▶ _Given problem_
Search the material and gather each line with "styles" in it.

───

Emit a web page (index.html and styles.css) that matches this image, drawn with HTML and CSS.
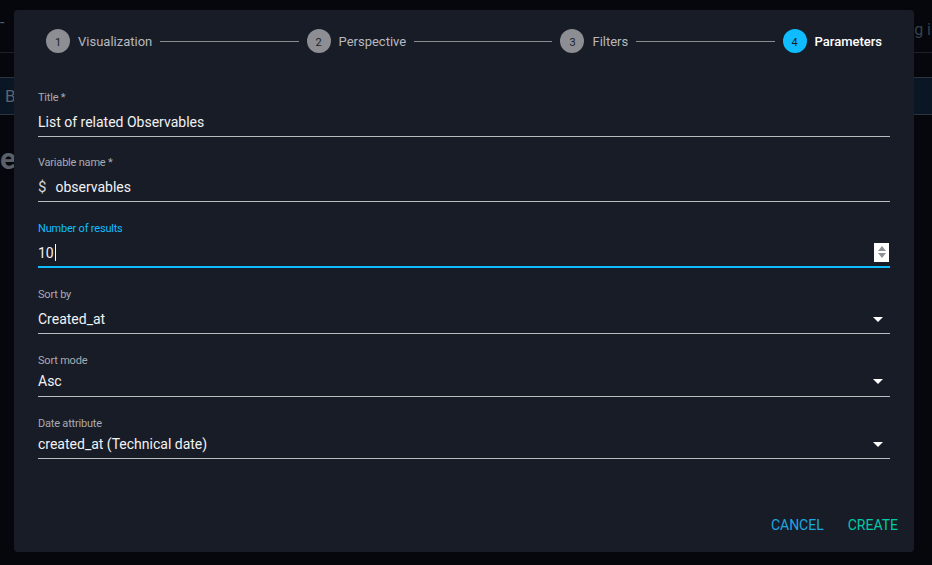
FILE: index.html
```html
<!DOCTYPE html>
<html lang="en">
<head>
    <meta charset="UTF-8">
    <meta name="viewport" content="width=device-width, initial-scale=1.0">
    <title>Create widget - Parameters</title>
    <link rel="stylesheet" href="styles.css">
</head>
<body>
    <!-- Page behind the dialog -->
    <div class="page">
        <div class="topbar">
            <span class="topbar-dash">-</span>
            <span class="topbar-search">g i</span>
        </div>
        <div class="toolbar">
            <span class="toolbar-btn">B</span>
        </div>
        <div class="page-title">e</div>
    </div>

    <!-- Dialog -->
    <div class="modal">
        <div class="stepper">
            <div class="step">
                <span class="step-icon">1</span>
                <span class="step-label">Visualization</span>
            </div>
            <div class="step-line"></div>
            <div class="step">
                <span class="step-icon">2</span>
                <span class="step-label">Perspective</span>
            </div>
            <div class="step-line"></div>
            <div class="step">
                <span class="step-icon">3</span>
                <span class="step-label">Filters</span>
            </div>
            <div class="step-line"></div>
            <div class="step active">
                <span class="step-icon">4</span>
                <span class="step-label">Parameters</span>
            </div>
        </div>

        <div class="form">
            <div class="field first">
                <label class="field-label">Title *</label>
                <div class="field-input">
                    <span class="field-value">List of related Observables</span>
                </div>
            </div>

            <div class="field">
                <label class="field-label">Variable name *</label>
                <div class="field-input">
                    <span class="adornment">$</span>
                    <span class="field-value">observables</span>
                </div>
            </div>

            <div class="field focused">
                <label class="field-label">Number of results</label>
                <div class="field-input">
                    <span class="field-value">10<span class="caret"></span></span>
                    <span class="spinner">
                        <span class="spin-up"></span>
                        <span class="spin-down"></span>
                    </span>
                </div>
            </div>

            <div class="field">
                <label class="field-label">Sort by</label>
                <div class="field-input select">
                    <span class="field-value">Created_at</span>
                    <span class="arrow"></span>
                </div>
            </div>

            <div class="field compact">
                <label class="field-label">Sort mode</label>
                <div class="field-input select">
                    <span class="field-value">Asc</span>
                    <span class="arrow"></span>
                </div>
            </div>

            <div class="field compact last">
                <label class="field-label">Date attribute</label>
                <div class="field-input select">
                    <span class="field-value">created_at (Technical date)</span>
                    <span class="arrow"></span>
                </div>
            </div>
        </div>

        <div class="actions">
            <button class="btn btn-cancel">Cancel</button>
            <button class="btn btn-create">Create</button>
        </div>
    </div>
</body>
</html>
```

FILE: styles.css
```css
body {
    margin: 0;
    width: 932px;
    height: 565px;
    overflow: hidden;
    background-color: #05070c;
    font-family: Roboto, "Liberation Sans", sans-serif;
    color: #ffffff;
    position: relative;
}

/* Page behind the dialog */
.page {
    height: 100%;
}

.topbar {
    height: 53px;
    border-bottom: 1px solid #1c212b;
    display: flex;
    align-items: center;
    justify-content: space-between;
    box-sizing: border-box;
    font-size: 16px;
}

.topbar-dash {
    margin-top: -8px;
    color: #55606b;
}

.topbar-search {
    margin-top: 6px;
    margin-right: 1px;
    color: #34424e;
}

.toolbar {
    margin-top: 24px;
    height: 36px;
    border-top: 1px solid #2b3440;
    border-bottom: 1px solid #2b3440;
    background-color: #0a1624;
    display: flex;
    align-items: center;
}

.toolbar-btn {
    padding-left: 5px;
    color: #5c6670;
    font-size: 17px;
}

.page-title {
    margin-top: 26px;
    font-size: 30px;
    font-weight: 700;
    color: #5b6068;
}

/* Dialog */
.modal {
    position: absolute;
    left: 14px;
    top: 10px;
    width: 900px;
    height: 542px;
    background-color: #181c27;
    border-radius: 4px;
    box-sizing: border-box;
    display: flex;
    flex-direction: column;
}

.stepper {
    display: flex;
    align-items: center;
    padding: 19px 32px 0 32px;
    height: 24px;
}

.step {
    display: flex;
    align-items: center;
    gap: 8px;
}

.step-icon {
    width: 24px;
    height: 24px;
    border-radius: 50%;
    background-color: #8c8e94;
    color: #1b1e26;
    font-size: 11px;
    display: flex;
    align-items: center;
    justify-content: center;
    padding-top: 2px;
    box-sizing: border-box;
}

.step-label {
    font-size: 13px;
    color: #b7b9be;
}

.step.active .step-icon {
    background-color: #0fbcff;
}

.step.active .step-label {
    color: #ffffff;
    font-weight: 500;
}

.step-line {
    flex: 1;
    height: 1px;
    background-color: #8a8c90;
    margin: 0 8px;
}

.form {
    padding: 38px 24px 0 24px;
}

.field {
    margin-bottom: 20px;
}

.field.first {
    margin-bottom: 19px;
}

.field-label {
    display: block;
    font-size: 11px;
    line-height: 13px;
    color: #a9abb0;
    letter-spacing: -0.2px;
}

.field-input {
    display: flex;
    align-items: center;
    margin-top: 9px;
    padding-bottom: 5px;
    border-bottom: 1px solid #b9bbbf;
    height: 18px;
}

.field-value {
    font-size: 14px;
    line-height: 18px;
    color: #f2f2f3;
    flex: 1;
    white-space: nowrap;
}

.adornment {
    font-size: 15px;
    color: #d4d5d8;
    margin-right: 9px;
}

.field.focused .field-label {
    color: #0fbcff;
}

.field.focused .field-input {
    border-bottom: 2px solid #0fbcff;
    padding-bottom: 4px;
}

.caret {
    display: inline-block;
    width: 1px;
    height: 17px;
    background-color: #ffffff;
    vertical-align: -3px;
    margin-left: 1px;
}

.spinner {
    width: 15px;
    height: 19px;
    margin-top: -2px;
    background-color: #ffffff;
    display: flex;
    flex-direction: column;
    align-items: center;
    justify-content: center;
    gap: 2px;
    margin-right: 1px;
}

.spin-up {
    width: 0;
    height: 0;
    border-left: 4px solid transparent;
    border-right: 4px solid transparent;
    border-bottom: 5px solid #8f9196;
}

.spin-down {
    width: 0;
    height: 0;
    border-left: 4px solid transparent;
    border-right: 4px solid transparent;
    border-top: 5px solid #8f9196;
}

.arrow {
    width: 0;
    height: 0;
    border-left: 5px solid transparent;
    border-right: 5px solid transparent;
    border-top: 5px solid #ffffff;
    margin-right: 7px;
}

.field.compact .field-input {
    margin-top: 5px;
    padding-bottom: 6px;
}

.field.last .field-input {
    padding-bottom: 5px;
}

.actions {
    margin-top: auto;
    display: flex;
    justify-content: flex-end;
    gap: 8px;
    padding: 0 8px 11px 0;
}

.btn {
    background: none;
    border: none;
    font-family: Roboto, "Liberation Sans", sans-serif;
    font-size: 14px;
    font-weight: 400;
    text-transform: uppercase;
    padding: 6px 8px;
    line-height: 20px;
    cursor: pointer;
}

.btn-cancel {
    color: #1fa7e0;
}

.btn-create {
    color: #00c9a7;
}
```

───

▶ _Finished answer_
Emit a web page (index.html and styles.css) that matches this image, drawn with HTML and CSS.
    <link rel="stylesheet" href="styles.css">
FILE: styles.css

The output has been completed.